Pétrarque avait eu d’une dame d’Avignon deux enfants naturels : un fils, nommé Jean, dont les vices lui causèrent de cruels soucis et qui mourut quelques années avant lui, et une fille, Tullia, qui épousa un gentilhomme milanais, Francesco da Brossano, l’exécuteur testamentaire du poëte.
Les œuvres de Pétrarque se divisent en deux parties, les œuvres italiennes et les œuvres latines. Les premières se composent des Rime in vita e in morte de madonna Laure, consistant en environ trois cents sonnets, cinquante canzones et six poëmes en terze rime intitulé Triomphes, chants lugubres qui sont comme autant d’apothéoses de la femme aimée. La première édftion des Rime est de 1470 (Venise, gr. in-4o) ; il en a été fait depuis des éditions innombrables. Parmi les traductions françaises, nous citerons la plus ancienne, celle de Vasquin Filhieul, de Carpentras, qui reproduit l’original vers par vers et avec une grande fidélité ; la vieille langue du traducteur a par moments presque toute la grâce du toscan (Avignon, 1555, in-8o), et les Triomphes de Pétrarque, trad. du baron d’Opède (Paris, 1538, in-8o). Les œuvres latines sont : l’Africa, poëme, trois livres d’Épîtres et douze Églogues, et une suite de traités philosophiques, politiques ou religieux : De remediis utriusque fortunæ libri II ; De vita solitaria libri II ; De otio religiosorum libri II ; Apologia contra Galium ; De officio et virtutibus imperatoris ; Rerum memorandarum libri IV ; De vera sapientia ; De contemptu mundi ; Vitarum virorum illustrium epitome ; De vita beata ; De avaritia vitanda. Ces traités se trouvent dans la grande édition des Œuvres de Pétrarque (Bâle, 1581, 2 vol. in-fol.), qui contient en outre l’Itinerarium syriacum, une traduction latine de la Griselidis, de Boccace, sous le titre de : De obedientia ac fide uxoria, et une volumineuse correspondance : Epistolæ familiares ; variæ ; ad veteres illustres ; seniles ; sine titulo. On ne connaît de traduction française que celle du traité De remediis utriusque fortunæ, traduit sous ce titre : le Sage résolu contre la fortune, par Nicolas Oresme (Paris, 1534) et par Grenaille (Rouen, 1663, 2 vol. in-12) ; il existe des autres traités des traductions italiennes.

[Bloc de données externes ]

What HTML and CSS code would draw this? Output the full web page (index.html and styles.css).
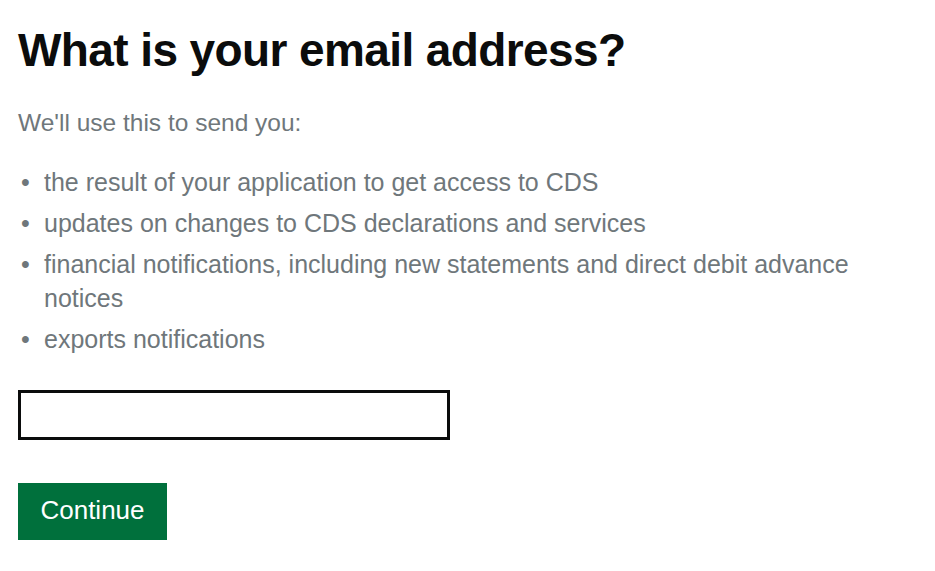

« Pétrarque, dit M. Villemain, est le plus indigène des poëtes de sa nation ; rien n’a vieilli dans son langage ; ses vers ont tellement saisi l’imagination, que la langue a été fixée par l’admiration pour le poëte. Il y a dans les idiomes humains un point de vérité et de perfection que le génie peut deviner et hâter. Par la vivacité de l’émotion, par le soin curieux de l’harmonie, Pétrarque a trouvé l’expression nécessaire du sentiment, l’expression qui ne peut périr que lorsque la tangue se détruira tout entière. Après cela, Pétrarque était-il grand poëte dans toute l’étendue de l’expression ? Son imagination embrassait-elle fortement autre chose que ce qui faisait sa passion ? Je ne le crois pas. À cela même tient sa supériorité dans le genre où il a renfermé sa gloire. Ce n’est pas que la force lui manque. Décrire une promenade, un accident de fête, célébrer la fontaine de Vaucluse, tout cela n’exige que grâce et douceur. Mais son âme est capable quelquefois aussi de sérieux et d’énergie. Parmi tant de sonnets tendres et délicats, il en est où les plus hautes vérités morales sont rendues avec l’accent d’une forte poésie. C’est toujours le même caractère de perfection dans le style et d’élégance dans la brièveté ; mais c’est un langage austère et sublime sur la mort, sur le génie, sur la divinité. De ces fêtes pontificales d’Avignon et de ces douces retraites qui n’entretenaient sa pensée que de la présence ou du souvenir de Laure, il sort pour flétrir les vices de l’Église, pour féliciter de généreux défenseurs des droits de l’Italie, pour réveiller le courage dans les cœurs italiens, pour exciter les rois à la croisade… Ainsi ce poëte de la tendresse a été, en même temps, le premier lyrique de l’Europe moderne ; le premier, il a trouvé des sons qui, pour les contemporains, avaient toute la force du plus généreux patriotisme ; et lorsque tant de siècles ont passé, cette poésie est tellement naturelle aux Italiens, a gardé tant de sympathie avec leurs urnes, que la conquête et le pouvoir craignent encore de l’entendre et ne la laissent pas réciter impunément. C’est une réponse au reproche vulgaire de fadeur et de mollesse. »
Le centenaire de Pétrarque a été fêté avec une grande solennité, le 20 juillet 1874, à Padoue, Avignon et Arqua. Les fêtes d’Avignon ont eu surtout du retentissement ; des concours poétiques, en langue française et en langue provençale, avaient été ouverts quelques mois auparavant, et des fleurs d’or et d’argent, des couronnes, des rameaux, des médailles, des coupes, des prix de toutes sortes ont été décernés d’une main libérale à un grand nombre de lauréats. Un buste de Pétrarque a été inauguré à la fontaine de Vaucluse.